The Farm of Tomorrow is a 1954 one-reel animated short subject directed by Tex Avery and produced by Fred Quimby. It was released theatrically with the feature filmmovie Rogue Cop on 18 September 1954 and distributed by Metro-Goldwyn-Mayer. The cartoon is one of Avery's future technology cartoons including The House of Tomorrow, The Car of Tomorrow and TV of Tomorrow.

Summary
The narrator (voiced by Paul Frees) introduces the Farm of Tomorrow, a wonderland of modern and mechanical inventions together with the advanced scientifically-improved livestock.

A series of gags showing how much more productive farms would be if farmers started crossbreeding their animals to create weird (but very useful) hybrids.

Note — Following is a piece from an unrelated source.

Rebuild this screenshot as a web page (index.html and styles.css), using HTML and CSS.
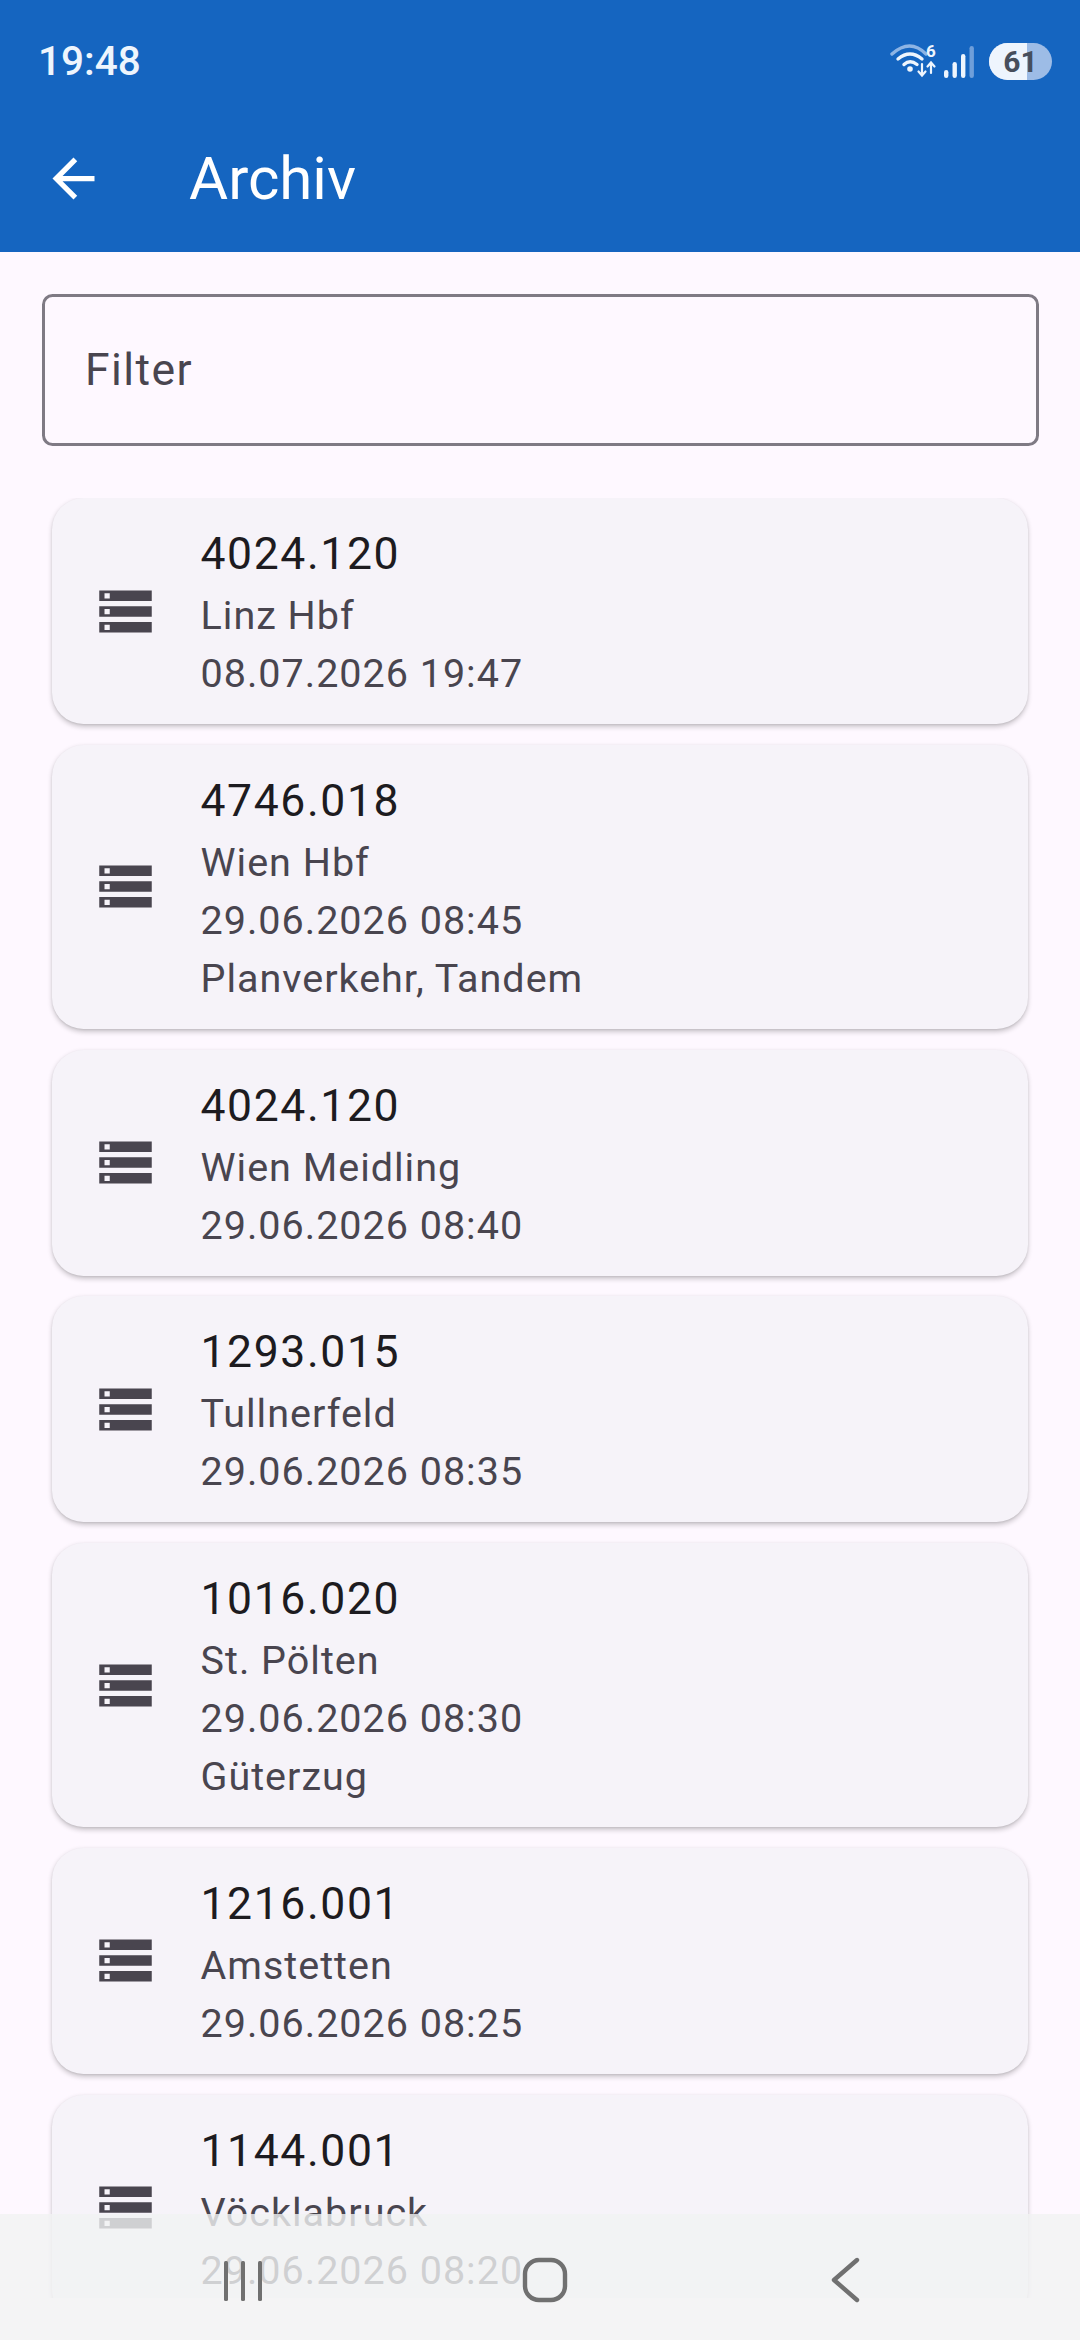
FILE: index.html
```html
<!doctype html>
<html lang="de">
<head>
<meta charset="utf-8">
<title>Archiv</title>
<meta name="viewport" content="width=device-width, initial-scale=1">
<link rel="stylesheet" href="styles.css">
</head>
<body>

<header class="appbar">
  <div class="status">
    <span class="time">19:48</span>
    <div class="status-icons">
      <svg class="wifi" width="50" height="40" viewBox="0 0 50 40" fill="none" stroke="#eef5fd" stroke-linecap="round">
        <path d="M3 13Q21 -3 37 13" stroke="#8db4e4" stroke-width="3.4"/>
        <path d="M9 18Q21 8 33 18" stroke-width="3.4"/>
        <path d="M15 23.5Q21 18 28 23.5" stroke-width="3.4"/>
        <circle cx="21" cy="28" r="2.8" fill="#eef5fd" stroke="none"/>
        <path d="M33 23V34M29.5 30.5 33 34.5 36.5 30.5" stroke-width="2.2"/>
        <path d="M42 32V22M38.5 25.5 42 21.5 45.5 25.5" stroke-width="2.2"/>
        <text class="wifi-num" x="42" y="16" text-anchor="middle">6</text>
      </svg>
      <svg class="signal" width="34" height="36" viewBox="0 0 34 36" fill="#eef5fd">
        <rect x="2" y="27" width="4.4" height="8" rx="2.2"/>
        <rect x="10.5" y="19" width="4.4" height="16" rx="2.2"/>
        <rect x="19" y="11" width="4.4" height="24" rx="2.2"/>
        <rect x="27.5" y="3" width="4.4" height="32" rx="2.2" fill="#6f9fda"/>
      </svg>
      <div class="battery"><span class="battery-fill"></span><span class="battery-num">61</span></div>
    </div>
  </div>
  <div class="toolbar">
    <div class="leading">
      <svg width="63" height="63" viewBox="0 0 24 24" fill="#fff"><path d="M20 11H7.83l5.59-5.59L12 4l-8 8 8 8 1.41-1.41L7.83 13H20v-2z"/></svg>
    </div>
    <h1>Archiv</h1>
  </div>
</header>

<div class="filter"><span>Filter</span></div>

<main class="list">
  <article class="card">
    <svg class="card-icon" viewBox="0 0 24 24"><path d="M2 20h20v-4H2v4zm2-3h2v2H4v-2zM2 4v4h20V4H2zm4 3H4V5h2v2zm-4 7h20v-4H2v4zm2-3h2v2H4v-2z"/></svg>
    <div class="card-text">
      <div class="card-title">4024.120</div>
      <div class="card-sub">Linz Hbf</div>
      <div class="card-sub">08.07.2026 19:47</div>
    </div>
  </article>
  <article class="card">
    <svg class="card-icon" viewBox="0 0 24 24"><path d="M2 20h20v-4H2v4zm2-3h2v2H4v-2zM2 4v4h20V4H2zm4 3H4V5h2v2zm-4 7h20v-4H2v4zm2-3h2v2H4v-2z"/></svg>
    <div class="card-text">
      <div class="card-title">4746.018</div>
      <div class="card-sub">Wien Hbf</div>
      <div class="card-sub">29.06.2026 08:45</div>
      <div class="card-sub">Planverkehr, Tandem</div>
    </div>
  </article>
  <article class="card">
    <svg class="card-icon" viewBox="0 0 24 24"><path d="M2 20h20v-4H2v4zm2-3h2v2H4v-2zM2 4v4h20V4H2zm4 3H4V5h2v2zm-4 7h20v-4H2v4zm2-3h2v2H4v-2z"/></svg>
    <div class="card-text">
      <div class="card-title">4024.120</div>
      <div class="card-sub">Wien Meidling</div>
      <div class="card-sub">29.06.2026 08:40</div>
    </div>
  </article>
  <article class="card">
    <svg class="card-icon" viewBox="0 0 24 24"><path d="M2 20h20v-4H2v4zm2-3h2v2H4v-2zM2 4v4h20V4H2zm4 3H4V5h2v2zm-4 7h20v-4H2v4zm2-3h2v2H4v-2z"/></svg>
    <div class="card-text">
      <div class="card-title">1293.015</div>
      <div class="card-sub">Tullnerfeld</div>
      <div class="card-sub">29.06.2026 08:35</div>
    </div>
  </article>
  <article class="card">
    <svg class="card-icon" viewBox="0 0 24 24"><path d="M2 20h20v-4H2v4zm2-3h2v2H4v-2zM2 4v4h20V4H2zm4 3H4V5h2v2zm-4 7h20v-4H2v4zm2-3h2v2H4v-2z"/></svg>
    <div class="card-text">
      <div class="card-title">1016.020</div>
      <div class="card-sub">St. Pölten</div>
      <div class="card-sub">29.06.2026 08:30</div>
      <div class="card-sub">Güterzug</div>
    </div>
  </article>
  <article class="card">
    <svg class="card-icon" viewBox="0 0 24 24"><path d="M2 20h20v-4H2v4zm2-3h2v2H4v-2zM2 4v4h20V4H2zm4 3H4V5h2v2zm-4 7h20v-4H2v4zm2-3h2v2H4v-2z"/></svg>
    <div class="card-text">
      <div class="card-title">1216.001</div>
      <div class="card-sub">Amstetten</div>
      <div class="card-sub">29.06.2026 08:25</div>
    </div>
  </article>
  <article class="card">
    <svg class="card-icon" viewBox="0 0 24 24"><path d="M2 20h20v-4H2v4zm2-3h2v2H4v-2zM2 4v4h20V4H2zm4 3H4V5h2v2zm-4 7h20v-4H2v4zm2-3h2v2H4v-2z"/></svg>
    <div class="card-text">
      <div class="card-title">1144.001</div>
      <div class="card-sub">Vöcklabruck</div>
      <div class="card-sub">29.06.2026 08:20</div>
    </div>
  </article>
</main>

<!-- system nav, translucent over the list -->
<nav class="navbar">
  <svg width="46" height="44" viewBox="0 0 46 44" fill="#707070">
    <rect x="4" y="2" width="4" height="40" rx="1.5"/>
    <rect x="21" y="2" width="4" height="40" rx="1.5"/>
    <rect x="38" y="2" width="4" height="40" rx="1.5"/>
  </svg>
  <svg width="46" height="46" viewBox="0 0 46 46" fill="none" stroke="#707070" stroke-width="4.4">
    <rect x="3" y="3" width="40" height="40" rx="14"/>
  </svg>
  <svg width="46" height="46" viewBox="0 0 46 46" fill="none" stroke="#707070" stroke-width="4.4" stroke-linecap="round" stroke-linejoin="round">
    <path d="M33 3 10 23 33 43"/>
  </svg>
</nav>

</body>
</html>
```
FILE: styles.css
```css
:root{--blue:#1565c0;--bg:#fef8ff;--card:#f6f3f9;--ink:#1d1b20;--ink2:#49454f;}
html,body{margin:0;height:100%;}
body{position:relative;width:1080px;height:2340px;overflow:hidden;display:flex;flex-direction:column;background:var(--bg);font-family:Roboto,"Noto Sans",sans-serif;color:var(--ink);}

/* app bar */
.appbar{flex:none;height:252px;background:var(--blue);color:#fff;}
.status{height:105px;box-sizing:border-box;padding:17px 28px 0 38px;display:flex;align-items:center;justify-content:space-between;}
.time{font-size:40.5px;font-weight:500;color:#eef5fd;}
.status-icons{display:flex;align-items:center;gap:6px;}
.wifi{margin-right:-3px;}
.wifi-num{font:700 17px Roboto,sans-serif;fill:#eef5fd;stroke:none;}
.battery{position:relative;width:63px;height:37px;margin-left:7px;border-radius:19px;overflow:hidden;background:#9dbce6;display:flex;align-items:center;justify-content:center;}
.battery-fill{position:absolute;left:0;top:0;bottom:0;width:38px;background:#eef5fd;}
.battery-num{position:relative;font-size:30px;font-weight:700;color:#474f5c;}
.toolbar{height:147px;display:flex;align-items:center;}
.leading{width:147px;display:flex;justify-content:center;}
h1{margin:0 0 0 42px;font-size:60px;font-weight:400;}

/* filter box */
.filter{flex:none;box-sizing:border-box;height:152px;margin:42px 41px 52px 42px;padding:0 40px;display:flex;align-items:center;border:3px solid #7f7a84;border-radius:10.5px;font-size:44.5px;letter-spacing:1.4px;color:var(--ink2);}

/* cards */
.list{flex:none;height:1800px;overflow:hidden;padding:0 52px;display:flex;flex-direction:column;gap:20.75px;}
.card{flex:none;display:flex;align-items:center;gap:43.5px;padding:23px 42px 21px;background:var(--card);border-radius:31.5px;box-shadow:0 2.6px 5px rgba(0,0,0,.2),0 1px 2px rgba(0,0,0,.08);}
.card-icon{flex:none;width:63px;height:63px;margin-top:-2px;fill:var(--ink2);}
.card-title{font-size:44.5px;line-height:66px;letter-spacing:1.6px;color:var(--ink);}
.card-sub{font-size:39.5px;line-height:58px;letter-spacing:1px;color:var(--ink2);}

/* system nav */
.navbar{position:absolute;left:0;right:0;bottom:0;height:126px;box-sizing:border-box;padding:0 0 37px 9px;display:flex;align-items:flex-end;justify-content:center;gap:256px;background:rgba(241,243,243,.8);}
```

Each of the inventions and hybrids are explained:

 In the old days, hatching eggs would take 3 weeks. A toaster-like incubator that hatches chicks requires only a few seconds. Set it to dark and the chicks come up black. It is mentioned that caution should be used in setting the selector.
 Another problem in the old days would be the grading of eggs for size. A pinball machine-like egg grader was created for this purpose. One small egg hatches into a small chick as he runs back inside the machine calling for his mom.
 Picking up corn used to waste vast amounts of energy. A corn was crossed with Mexican jumping beans as they jump into the chicken's mouth.
 A chicken was crossed with a talking parrot as the hybrid (voiced by June Foray) lays an egg and shouts "Come and get it"!
 A chicken was crossed with an ostrich to provide bigger drumsticks.
 A chicken was crossed with a centipede to get more drumsticks.
 To increase egg production, a chicken was crossed with a slot machine. A farmer lifts up the chicken's left wing and eggs come out which the farmer collects.
 To guarantee absolute freshness in every egg, a fullproof Smell-O-Meter was created. A rotten egg is detected and discarded where it hatched into a small skunk.
 To solve the fly problem around the dairy, a cow was crossed with a beaver where it uses its beaver tail to swat the flies.
 Milking the cow would take much of the farmer's valuable time. To speed things up, a cow was crossed with a kangaroo as a milkman gets milk bottles from its pouch.
 A silkworm was crossed with a garter snake resulting a beautiful calf.
 The female narrator (voiced by Colleen Collins) talks about how a pig was crossed with a kitchen sink to create a garbage disposal unit for the ladies.
 The female narrator talks about how a shaded buttercup was crossed with a milkweed for a pink cowslip for the female flower lovers.
 Speaking of the new look in poultry, a duck was crossed with a banana. "You don't have to pick him girls, just peel him"!
 No more frostbitten fruit for the citrus farmer because an orange was crossed with a fir tree. This gives the orange a fur coat.
 For the frustrated grocers, a tomato was crossed with a grapefruit to discourage the vegetable-squeezing customers at the grocery store as one female customer gets squirted on.
 An umbrella was crossed with a Christmas tree to solve the annual problem on what to do with a Christmas tree after Christmas.
 For the apartment dweller with limited garden space, a potluck multi-plant was perfected.
 For the sheep ranchers, a lamb was crossed with a dachshund giving it five yards more wool per sheep.
 Sheep shearing has been simplified when a sheep was crossed with a pair of long underwear to produce long underwear-like wool. The farmer uses a plank to knock the sheep out of that wool.
 For the $2.00 betters, a giraffe was crossed with a racehorse. "He's a cinch to win by a neck"! This is seen when the hybrid lowers its neck as the racers approach the finish line.
 A stork was crossed with a stag elk to accommodate the impatient newlyweds who can't wait to have a big family. There are 13 babies being carried in its antlers.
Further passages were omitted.